First there were the spanx pants. Now, I had this dress, and while not figure hugging,it was nicely tight and I worried. There was no bulge, it was cut in a style that makes all the good look better and all the bad...well, there is no bad.  Or was there? Suppose I bloated up and suddenly had a bridal belly? I couldn't take the risk, so I bought these:https://www.google.co.uk/webhp?sourceid=chrome-instant&ion=1&espv=2&ie=UTF-8#q=spanx+figleaves&tbm=shop&spd=2817261777455835163

I didn't have time to try them on, so just hoped for the best. The day came and...

Tried the dress on without them. Nice,smooth silhouette.
Tried the dress on with them. Nice smooth silhouette,no real difference with the dress on, with the dress off I looked like a sausage roll,the kind  that's been baked and left for a couple of days and now sweats slightly in the heat.  Bye bye stupid spanx. I should have left them hanging from a tree in the sculpture gardens as a piece of statement art, the statement being 'When I get scared, I spend money like an idiot.'

The day after the wedding,larians parents held a barbecue, inviting relatives, neighbours and friends round for steak, chicken, and the biggest buffet I have ever seen including not one but 2 impressively dressed and served salmon. They had little crowns  made out of mayonnaise and vegetable garnish; One of them had long flowing locks made out of some brownish sauce. I was both impressed and afraid.

Out in the garden under the sun, we sat and drank our wine while the food cooked,and a very elderly gentleman from the midlands decided apropos of nothing to tell me this:

'Have you heard of George Shaw?' He said.
'Um... I've read his plays,' I answered, thinking of GB Shaw.
'What plays?' The man chuckled heartily, 'Naw, he weren't a one for writing. His gifts were better than that, for a bride at least!'
Yes, I know I should read signals, I know.
'I learnt this when I used to ride with [insert name boot has forgotten] Hunt.' Signal number 2, and I got this one. I tried to make excuses to leave, but to no avail, he was in full flow.

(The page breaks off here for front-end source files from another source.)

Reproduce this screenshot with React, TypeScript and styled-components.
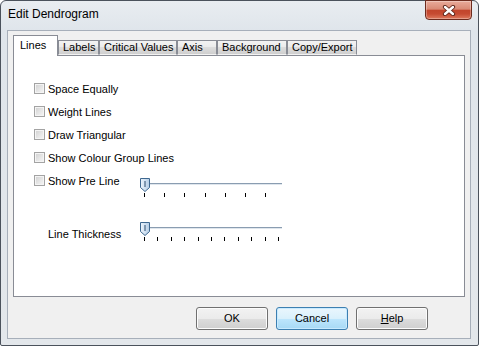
import React from 'react'
import styled, { createGlobalStyle } from 'styled-components'

const GlobalStyle = createGlobalStyle`
  html, body { margin: 0; padding: 0; background: #fff; }
  body {
    font-family: "Liberation Sans", Arial, sans-serif;
    font-size: 11px;
    color: #000;
  }
  * { box-sizing: border-box; }
`

const Window = styled.div`
  width: 479px;
  height: 346px;
  border: 1px solid #4b525c;
  border-radius: 6px 6px 2px 2px;
  background: linear-gradient(180deg, #e9edf1 0%, #dfe5eb 30px, #e3e7eb 100%);
  padding: 0 7px 6px 6px;
  display: flex;
  flex-direction: column;
`

const TitleBar = styled.div`
  height: 29px;
  display: flex;
  align-items: flex-start;
  justify-content: space-between;
  padding-left: 1px;
`

const Title = styled.div`
  font-size: 12px;
  line-height: 14px;
  margin-top: 6px;
`

const CloseButton = styled.div`
  width: 47px;
  height: 20px;
  margin-top: -1px;
  margin-right: -1px;
  border: 1px solid #6d2b1e;
  border-radius: 0 0 4px 4px;
  background: linear-gradient(180deg, #e9ab9b 0%, #d98a75 45%, #c2452c 52%, #c64b32 72%, #de7a5e 100%);
  box-shadow: inset 0 0 0 1px rgba(255, 255, 255, 0.3);
  display: flex;
  align-items: center;
  justify-content: center;
`

const Client = styled.div`
  flex: 1;
  background: #f0f0f0;
  border: 1px solid #a7afba;
  padding: 4px 5px 0 5px;
  display: flex;
  flex-direction: column;
`

const TabRow = styled.div`
  height: 20px;
  display: flex;
  align-items: flex-end;
  position: relative;
  z-index: 1;
`

const Tab = styled.div<{ $active?: boolean; $width: number }>`
  width: ${p => p.$width}px;
  height: ${p => (p.$active ? '21px' : '15px')};
  margin-bottom: ${p => (p.$active ? '-1px' : '0')};
  padding: ${p => (p.$active ? '3px 0 0 6px' : '0 0 0 4px')};
  border: 1px solid #898c95;
  border-bottom: ${p => (p.$active ? 'none' : '1px solid transparent')};
  background: ${p =>
    p.$active ? '#fff' : 'linear-gradient(180deg, #f3f3f3 0%, #ebebeb 50%, #dddddd 50%, #cfcfcf 100%)'};
  line-height: 13px;
  white-space: nowrap;
`

const Panel = styled.div`
  height: 242px;
  border: 1px solid #898c95;
  background: #fff;
  padding: 21px 0 0 20px;
`

const CheckRow = styled.div<{ $width?: number }>`
  height: 23px;
  display: flex;
  align-items: center;
  width: ${p => (p.$width ? `${p.$width}px` : 'auto')};
`

const Checkbox = styled.span`
  width: 11px;
  height: 11px;
  margin-right: 3px;
  border: 1px solid #a3a3a3;
  background: linear-gradient(135deg, #cfcfcf 0%, #e6e6e6 55%, #f6f6f6 100%);
  box-shadow: inset 0 0 0 1px #f4f4f4;
`

const SliderLine = styled.div<{ $top?: number; $indent?: number }>`
  display: flex;
  align-items: flex-start;
  margin-top: ${p => p.$top ?? 0}px;
  padding-left: ${p => p.$indent ?? 0}px;
`

const SliderLabel = styled.div`
  width: 92px;
  margin-top: 15px;
  line-height: 13px;
`

const SliderBox = styled.div`
  margin-top: 9px;
  width: 145px;
  height: 20px;
`

const ButtonRow = styled.div`
  flex: 1;
  display: flex;
  justify-content: flex-end;
  align-items: flex-start;
  gap: 8px;
  padding: 10px 37px 0 0;
`

const Button = styled.div<{ $focused?: boolean }>`
  width: 72px;
  height: 23px;
  border: 1px solid ${p => (p.$focused ? '#3c7fb1' : '#707070')};
  border-radius: 3px;
  background: ${p =>
    p.$focused
      ? 'linear-gradient(180deg, #eaf6fd 0%, #d9f0fc 50%, #bee6fd 50%, #a7d9f5 100%)'
      : 'linear-gradient(180deg, #f2f2f2 0%, #ebebeb 50%, #dddddd 50%, #cfcfcf 100%)'};
  box-shadow: inset 0 0 0 1px ${p => (p.$focused ? '#c8eaff' : '#fcfcfc')};
  display: flex;
  align-items: center;
  justify-content: center;
  line-height: 13px;
`

const Underlined = styled.span`
  text-decoration: underline;
`

const CloseGlyph = () => (
  <svg width="14" height="11" viewBox="0 0 14 11">
    <path d="M3 2 L11 9 M11 2 L3 9" stroke="#5a2318" strokeWidth="4.2" strokeLinecap="round" />
    <path d="M3 2 L11 9 M11 2 L3 9" stroke="#ffffff" strokeWidth="2.4" strokeLinecap="round" />
  </svg>
)

const Slider = ({ ticks }: { ticks: number[] }) => (
  <SliderBox>
    <svg width="145" height="20" viewBox="0 0 145 20">
      <defs>
        <linearGradient id="thumb" x1="0" y1="0" x2="1" y2="0">
          <stop offset="0" stopColor="#eef5fc" />
          <stop offset="1" stopColor="#b4cde6" />
        </linearGradient>
      </defs>
      <line x1="6" y1="5.5" x2="142" y2="5.5" stroke="#8a9db1" />
      <line x1="6" y1="6.5" x2="142" y2="6.5" stroke="#dfe6ed" />
      {ticks.map(x => (
        <line key={x} x1={x + 0.5} y1="15" x2={x + 0.5} y2="19" stroke="#000" />
      ))}
      <path d="M0.5 0.5 H9.5 V9.5 L5 13.5 L0.5 9.5 Z" fill="url(#thumb)" stroke="#3e6890" />
      <line x1="5" y1="3" x2="5" y2="9" stroke="#2c4c6e" />
    </svg>
  </SliderBox>
)

const checks = ['Space Equally', 'Weight Lines', 'Draw Triangular', 'Show Colour Group Lines']
const tabs: [string, number][] = [
  ['Labels', 41],
  ['Critical Values', 78],
  ['Axis', 40],
  ['Background', 70],
  ['Copy/Export', 70],
]

const preTicks = [4, 24, 44, 65, 85, 105, 125]
const thickTicks = Array.from({ length: 11 }, (_, i) => Math.round(4 + i * 13.4))

export default function App() {
  return (
    <>
      <GlobalStyle />
      <Window>
        <TitleBar>
          <Title>Edit Dendrogram</Title>
          <CloseButton>
            <CloseGlyph />
          </CloseButton>
        </TitleBar>
        <Client>
          <TabRow>
            <Tab $active $width={45}>Lines</Tab>
            {tabs.map(([t, w]) => (
              <Tab key={t} $width={w}>{t}</Tab>
            ))}
          </TabRow>
          <Panel>
            {checks.map(c => (
              <CheckRow key={c}>
                <Checkbox />
                {c}
              </CheckRow>
            ))}
            <SliderLine>
              <CheckRow $width={106}>
                <Checkbox />
                Show Pre Line
              </CheckRow>
              <Slider ticks={preTicks} />
            </SliderLine>
            <SliderLine $top={15} $indent={14}>
              <SliderLabel>Line Thickness</SliderLabel>
              <Slider ticks={thickTicks} />
            </SliderLine>
          </Panel>
          <ButtonRow>
            <Button>OK</Button>
            <Button $focused>Cancel</Button>
            <Button>
              <Underlined>H</Underlined>elp
            </Button>
          </ButtonRow>
        </Client>
      </Window>
    </>
  )
}
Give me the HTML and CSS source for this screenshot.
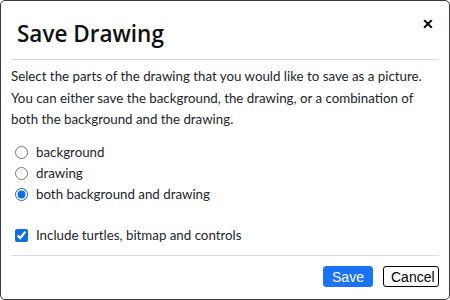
FILE: index.html
```html
<!DOCTYPE html>
<html>
<head>
<meta charset="utf-8">
<link rel="stylesheet" href="styles.css">
</head>
<body>
<div class="dialog">
  <div class="header">
    <h1 class="title">Save Drawing</h1>
    <span class="close">&#x2715;</span>
  </div>
  <div class="body">
    <p class="intro">Select the parts of the drawing that you would like to save as a picture. You can either save the background, the drawing, or a combination of both the background and the drawing.</p>
    <div class="options">
      <label class="opt"><input type="radio" name="part"> background</label>
      <label class="opt"><input type="radio" name="part"> drawing</label>
      <label class="opt"><input type="radio" name="part" checked> both background and drawing</label>
    </div>
    <label class="opt check"><input type="checkbox" checked> Include turtles, bitmap and controls</label>
  </div>
  <div class="footer">
    <button class="btn save">Save</button>
    <button class="btn cancel">Cancel</button>
  </div>
</div>
</body>
</html>
```
FILE: styles.css
```css
html, body { margin: 0; padding: 0; background: #fff; }
body { font-family: Lato, "Open Sans", sans-serif; color: #212529; }
.dialog {
  width: 450px; height: 300px; box-sizing: border-box;
  border: 1px solid #3a3a3a; border-radius: 5px;
  display: flex; flex-direction: column;
}
.header {
  margin: 0 10px; height: 59px; box-sizing: border-box;
  border-bottom: 1px solid #dcdcdc;
  display: flex; justify-content: space-between; align-items: flex-start;
  padding: 0 6px;
}
.title { margin: 0; margin-top: 17px; font-family: "Open Sans", sans-serif; font-size: 22.5px; font-weight: 600; line-height: 32px; color: #111; }
.close { margin-top: 14px; margin-right: -1px; font-size: 14px; font-weight: 700; color: #000; }
.body { padding: 6px 10px 0; flex: 1; font-size: 13.3px; }
.intro { margin: 0; line-height: 21.5px; }
.options { margin-top: 11px; display: flex; flex-direction: column; }
.opt { display: flex; align-items: center; height: 21px; line-height: 21px; }
.opt input { margin: 0 8px 0 4px; width: 13px; height: 13px; accent-color: #0b6fe6; }
.check { margin-top: 20px; }
.footer {
  margin: 0 10px; border-top: 1px solid #dcdcdc; height: 44px; box-sizing: border-box;
  display: flex; justify-content: flex-end; align-items: flex-start; gap: 10px; padding-top: 10px;
}
.btn { font-family: "Liberation Sans", Arial, sans-serif; font-size: 14px; height: 21px; padding: 0 7px; border-radius: 3px; }
.save { background: #1a73f5; color: #fff; border: 1px solid #1a73f5; width: 50px; }
.cancel { background: #fff; color: #000; border: 1px solid #000; width: 56px; }
```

'Charles used to ride with that hunt, he and that Fiona [another forgotten name] and she led that hunt I tell you. And George Shaw would ride with them all. And Fiona used to say to me that  George Shaw was the only man she ever knew who could relieve himself without leaving the saddle.'

I stared at him uncomprehendingly, wondering if this was some story of a catheter burdened huntsman, until someone put me out of my misery by explaining that Fiona's gossip was based entirely on George Shaw's legendary endowments. And the old man laughed at my naivete, and the salmon stared at me and I collared myself a beer.

And suddenly I could think of several uses for those spanx pants.


( 2 comments — Leave a comment )
Aug. 3rd, 2016 06:38 pm (UTC)
You were laughing like a drain when you told me that story! 😀
Aug. 4th, 2016 07:11 am (UTC)
I was perplexed...
and am still laughing like a drain now!